How Much Vitamin E Should You Need?

According to the daily recommended allowance, you need 15 milligrams of Vitamin E once you’re over the age of 14. This is per the National Institute of Health. Breastfeeding women may require more up to 19 mg per day. The top safety limit is 1,000 mg or 1500 IU.

Most people get plenty from a healthy diet, and few need a supplement. Always check with your doctor before taking any supplements. If you’re taking any medications, these supplements may interact with your medications so always check with your doctor to make sure that they are safe for you to take.

Overdose Of Vitamin E

Vitamins are natural and healthy for the body but, they shouldn’t always be taken. Some vitamins will interact with drugs in the case of Vitamin E it can interact with up to 221 drugs. Fat-soluble vitamins are stored, and the excess isn’t washed out via the urinary tract. Vitamin E is one of these which means that when taken in excess it can become toxic.

Getting your Vitamin E from the foods you eat doesn’t appear to be dangerous. However, there are issues if you’re getting it in your foods and a supplement form.

Per the article by Janis Jibrin, a nutritionist, if you’re getting too much, you can risk bleeding and other issues such as fatigue and blood thinning. Supplemental vitamin E is strongly discouraged before surgeries.

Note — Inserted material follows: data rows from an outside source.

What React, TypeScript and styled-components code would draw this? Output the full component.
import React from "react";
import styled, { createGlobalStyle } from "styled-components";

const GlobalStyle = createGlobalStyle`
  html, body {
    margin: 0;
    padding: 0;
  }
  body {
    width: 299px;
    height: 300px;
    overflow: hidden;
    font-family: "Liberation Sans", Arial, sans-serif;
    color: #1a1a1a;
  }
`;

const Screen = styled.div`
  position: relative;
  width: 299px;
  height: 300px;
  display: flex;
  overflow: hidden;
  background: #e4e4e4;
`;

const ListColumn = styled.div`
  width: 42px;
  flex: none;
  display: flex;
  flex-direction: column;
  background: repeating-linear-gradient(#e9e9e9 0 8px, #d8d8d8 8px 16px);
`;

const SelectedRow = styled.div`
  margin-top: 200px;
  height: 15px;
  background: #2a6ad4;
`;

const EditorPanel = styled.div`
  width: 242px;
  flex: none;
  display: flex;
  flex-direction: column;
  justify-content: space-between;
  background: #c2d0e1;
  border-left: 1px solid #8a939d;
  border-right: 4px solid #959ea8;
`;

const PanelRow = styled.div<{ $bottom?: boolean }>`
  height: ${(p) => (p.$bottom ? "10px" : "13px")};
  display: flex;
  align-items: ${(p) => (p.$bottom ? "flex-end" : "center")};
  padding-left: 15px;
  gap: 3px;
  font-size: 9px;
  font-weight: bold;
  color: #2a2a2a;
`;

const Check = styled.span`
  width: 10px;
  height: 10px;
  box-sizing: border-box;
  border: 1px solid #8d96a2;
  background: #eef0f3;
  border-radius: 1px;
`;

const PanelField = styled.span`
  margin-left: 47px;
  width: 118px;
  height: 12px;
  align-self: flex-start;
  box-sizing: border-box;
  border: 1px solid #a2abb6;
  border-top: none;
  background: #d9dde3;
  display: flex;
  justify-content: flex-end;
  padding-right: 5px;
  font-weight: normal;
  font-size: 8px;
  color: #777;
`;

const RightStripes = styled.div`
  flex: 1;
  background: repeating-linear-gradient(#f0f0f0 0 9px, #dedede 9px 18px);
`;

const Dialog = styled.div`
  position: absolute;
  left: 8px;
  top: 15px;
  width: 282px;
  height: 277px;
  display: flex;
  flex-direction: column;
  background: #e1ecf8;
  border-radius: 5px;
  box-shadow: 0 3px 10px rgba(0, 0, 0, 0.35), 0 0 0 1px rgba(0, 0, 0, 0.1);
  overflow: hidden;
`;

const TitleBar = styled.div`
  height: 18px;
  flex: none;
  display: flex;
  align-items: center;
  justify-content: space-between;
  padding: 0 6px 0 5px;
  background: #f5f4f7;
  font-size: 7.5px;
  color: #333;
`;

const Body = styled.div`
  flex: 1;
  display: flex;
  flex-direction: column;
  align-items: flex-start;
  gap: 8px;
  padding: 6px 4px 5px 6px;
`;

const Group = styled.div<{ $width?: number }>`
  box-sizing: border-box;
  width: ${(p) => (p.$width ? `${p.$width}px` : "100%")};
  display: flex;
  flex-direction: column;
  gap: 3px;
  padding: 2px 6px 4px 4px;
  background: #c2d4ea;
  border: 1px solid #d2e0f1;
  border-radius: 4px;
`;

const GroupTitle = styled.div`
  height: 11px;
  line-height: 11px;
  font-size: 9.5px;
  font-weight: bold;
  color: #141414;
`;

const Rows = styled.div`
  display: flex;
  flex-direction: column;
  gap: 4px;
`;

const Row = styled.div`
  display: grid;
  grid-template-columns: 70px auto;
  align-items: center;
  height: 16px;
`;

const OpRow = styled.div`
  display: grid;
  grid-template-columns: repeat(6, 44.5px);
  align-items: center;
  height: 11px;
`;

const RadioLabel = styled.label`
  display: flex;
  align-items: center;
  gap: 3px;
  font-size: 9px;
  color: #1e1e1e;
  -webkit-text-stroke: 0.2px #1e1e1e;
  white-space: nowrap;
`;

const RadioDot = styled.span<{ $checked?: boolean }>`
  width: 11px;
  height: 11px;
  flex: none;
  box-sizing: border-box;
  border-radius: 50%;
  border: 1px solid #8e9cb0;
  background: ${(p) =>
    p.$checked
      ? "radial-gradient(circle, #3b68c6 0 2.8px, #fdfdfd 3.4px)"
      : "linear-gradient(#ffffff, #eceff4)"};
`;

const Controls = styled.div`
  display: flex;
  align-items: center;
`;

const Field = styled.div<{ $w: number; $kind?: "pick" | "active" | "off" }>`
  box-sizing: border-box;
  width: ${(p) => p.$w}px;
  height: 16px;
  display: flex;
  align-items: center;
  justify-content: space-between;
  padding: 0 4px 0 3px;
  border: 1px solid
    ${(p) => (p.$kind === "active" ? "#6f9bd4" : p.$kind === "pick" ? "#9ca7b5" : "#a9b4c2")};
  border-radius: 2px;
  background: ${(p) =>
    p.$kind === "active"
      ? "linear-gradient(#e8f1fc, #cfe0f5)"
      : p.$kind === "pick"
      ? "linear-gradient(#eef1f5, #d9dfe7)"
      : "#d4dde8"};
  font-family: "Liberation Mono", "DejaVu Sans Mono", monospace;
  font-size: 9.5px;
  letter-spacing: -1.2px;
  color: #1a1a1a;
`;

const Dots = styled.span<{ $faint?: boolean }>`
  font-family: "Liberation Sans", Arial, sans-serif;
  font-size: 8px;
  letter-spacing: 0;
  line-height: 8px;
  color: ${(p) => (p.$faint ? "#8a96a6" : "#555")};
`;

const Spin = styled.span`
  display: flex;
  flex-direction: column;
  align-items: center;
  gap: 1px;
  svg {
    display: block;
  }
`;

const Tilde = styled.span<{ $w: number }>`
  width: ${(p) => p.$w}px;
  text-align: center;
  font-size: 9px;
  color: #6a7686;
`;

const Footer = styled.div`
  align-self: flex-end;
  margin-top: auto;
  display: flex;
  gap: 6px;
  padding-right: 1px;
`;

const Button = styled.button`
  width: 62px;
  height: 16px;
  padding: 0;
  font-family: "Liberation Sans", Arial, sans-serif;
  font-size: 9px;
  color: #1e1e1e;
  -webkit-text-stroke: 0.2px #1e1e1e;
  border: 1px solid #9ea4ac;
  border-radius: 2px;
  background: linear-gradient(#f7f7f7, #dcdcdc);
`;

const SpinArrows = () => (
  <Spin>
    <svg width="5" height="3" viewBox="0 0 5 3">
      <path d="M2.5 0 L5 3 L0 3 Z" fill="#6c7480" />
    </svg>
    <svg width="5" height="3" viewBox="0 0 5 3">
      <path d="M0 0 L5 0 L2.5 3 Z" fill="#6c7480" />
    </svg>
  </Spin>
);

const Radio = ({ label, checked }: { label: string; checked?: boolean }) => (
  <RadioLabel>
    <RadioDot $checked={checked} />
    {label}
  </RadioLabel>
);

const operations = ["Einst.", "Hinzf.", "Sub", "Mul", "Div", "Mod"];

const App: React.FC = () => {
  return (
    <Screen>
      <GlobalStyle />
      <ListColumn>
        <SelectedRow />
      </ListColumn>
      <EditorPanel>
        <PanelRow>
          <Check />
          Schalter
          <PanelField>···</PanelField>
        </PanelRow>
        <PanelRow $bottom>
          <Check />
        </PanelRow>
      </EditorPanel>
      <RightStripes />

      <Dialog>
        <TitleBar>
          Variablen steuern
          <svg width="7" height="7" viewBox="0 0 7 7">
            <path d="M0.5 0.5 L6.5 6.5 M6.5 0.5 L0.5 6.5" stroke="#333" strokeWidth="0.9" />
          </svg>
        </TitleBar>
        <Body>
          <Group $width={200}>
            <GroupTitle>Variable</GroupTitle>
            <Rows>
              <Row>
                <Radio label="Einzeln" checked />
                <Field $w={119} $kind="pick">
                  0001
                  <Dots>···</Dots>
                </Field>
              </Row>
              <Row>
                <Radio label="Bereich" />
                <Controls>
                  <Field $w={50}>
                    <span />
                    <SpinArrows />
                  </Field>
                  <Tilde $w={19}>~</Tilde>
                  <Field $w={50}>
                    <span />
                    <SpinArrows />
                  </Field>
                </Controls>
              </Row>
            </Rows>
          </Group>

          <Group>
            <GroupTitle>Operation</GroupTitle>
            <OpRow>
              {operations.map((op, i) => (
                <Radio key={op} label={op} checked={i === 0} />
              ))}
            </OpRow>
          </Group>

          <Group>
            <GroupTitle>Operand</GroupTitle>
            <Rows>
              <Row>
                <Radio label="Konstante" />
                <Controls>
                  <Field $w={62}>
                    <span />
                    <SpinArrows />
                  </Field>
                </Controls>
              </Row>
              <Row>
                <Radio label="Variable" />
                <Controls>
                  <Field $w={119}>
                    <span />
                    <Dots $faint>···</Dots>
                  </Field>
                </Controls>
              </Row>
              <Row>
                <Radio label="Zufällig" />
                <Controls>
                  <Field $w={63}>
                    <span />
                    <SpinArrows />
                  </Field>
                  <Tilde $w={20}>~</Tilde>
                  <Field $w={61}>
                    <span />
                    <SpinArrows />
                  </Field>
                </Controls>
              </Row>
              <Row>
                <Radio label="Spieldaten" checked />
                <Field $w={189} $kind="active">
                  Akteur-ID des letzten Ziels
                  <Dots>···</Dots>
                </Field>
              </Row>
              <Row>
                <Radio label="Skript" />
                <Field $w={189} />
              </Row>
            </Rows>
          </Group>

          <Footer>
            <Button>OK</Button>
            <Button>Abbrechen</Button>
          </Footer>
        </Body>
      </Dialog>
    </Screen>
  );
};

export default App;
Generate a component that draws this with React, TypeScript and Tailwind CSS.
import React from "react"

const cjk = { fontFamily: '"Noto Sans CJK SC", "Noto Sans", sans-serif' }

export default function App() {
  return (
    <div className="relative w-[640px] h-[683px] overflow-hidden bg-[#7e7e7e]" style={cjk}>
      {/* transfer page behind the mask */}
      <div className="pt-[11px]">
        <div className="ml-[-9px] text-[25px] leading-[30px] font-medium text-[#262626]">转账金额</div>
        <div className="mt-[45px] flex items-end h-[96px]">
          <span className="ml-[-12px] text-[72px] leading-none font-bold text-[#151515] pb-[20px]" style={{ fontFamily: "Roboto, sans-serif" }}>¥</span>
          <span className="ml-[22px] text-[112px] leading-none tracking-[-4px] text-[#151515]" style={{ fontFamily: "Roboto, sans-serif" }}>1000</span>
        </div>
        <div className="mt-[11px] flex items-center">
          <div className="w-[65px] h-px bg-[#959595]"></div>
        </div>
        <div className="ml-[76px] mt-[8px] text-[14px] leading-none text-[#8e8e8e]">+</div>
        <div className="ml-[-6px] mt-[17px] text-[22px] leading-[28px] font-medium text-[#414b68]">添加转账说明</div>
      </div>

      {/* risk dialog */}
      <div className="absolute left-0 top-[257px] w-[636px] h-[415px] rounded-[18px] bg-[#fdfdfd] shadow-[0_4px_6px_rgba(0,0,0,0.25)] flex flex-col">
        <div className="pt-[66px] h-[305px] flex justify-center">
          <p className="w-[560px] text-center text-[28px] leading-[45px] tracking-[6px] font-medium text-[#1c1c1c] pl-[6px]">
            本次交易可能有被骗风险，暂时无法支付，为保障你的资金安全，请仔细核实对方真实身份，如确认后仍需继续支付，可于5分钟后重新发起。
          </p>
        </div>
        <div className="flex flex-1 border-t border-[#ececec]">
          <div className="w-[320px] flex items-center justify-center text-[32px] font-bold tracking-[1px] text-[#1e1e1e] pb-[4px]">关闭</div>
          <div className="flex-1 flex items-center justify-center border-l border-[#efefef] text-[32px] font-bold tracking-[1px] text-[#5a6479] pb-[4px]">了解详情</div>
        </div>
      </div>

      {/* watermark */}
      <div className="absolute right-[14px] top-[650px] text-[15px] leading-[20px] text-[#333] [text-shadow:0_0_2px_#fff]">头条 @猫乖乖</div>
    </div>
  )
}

Also, although it can help reduce the risk of cancer, too much can bring on an earlier death. Therefore, larger doses should be avoided at all costs.

Vitamin E Deficiency

It’s very rare to have a deficiency in Vitamin E. Many are prone to deficiencies, but this isn’t a common one. Those who suffer from fat malabsorption and abetalipoproteinemia are much more likely to have a deficiency. Deficiencies may cause anemia, ataxia, skeletal myopathy, peripheral neuropathy, impairment of your immune responses, nerve damage, and retinopathy. Care should be taken to follow the doctor’s orders if taking supplements of Vitamin E.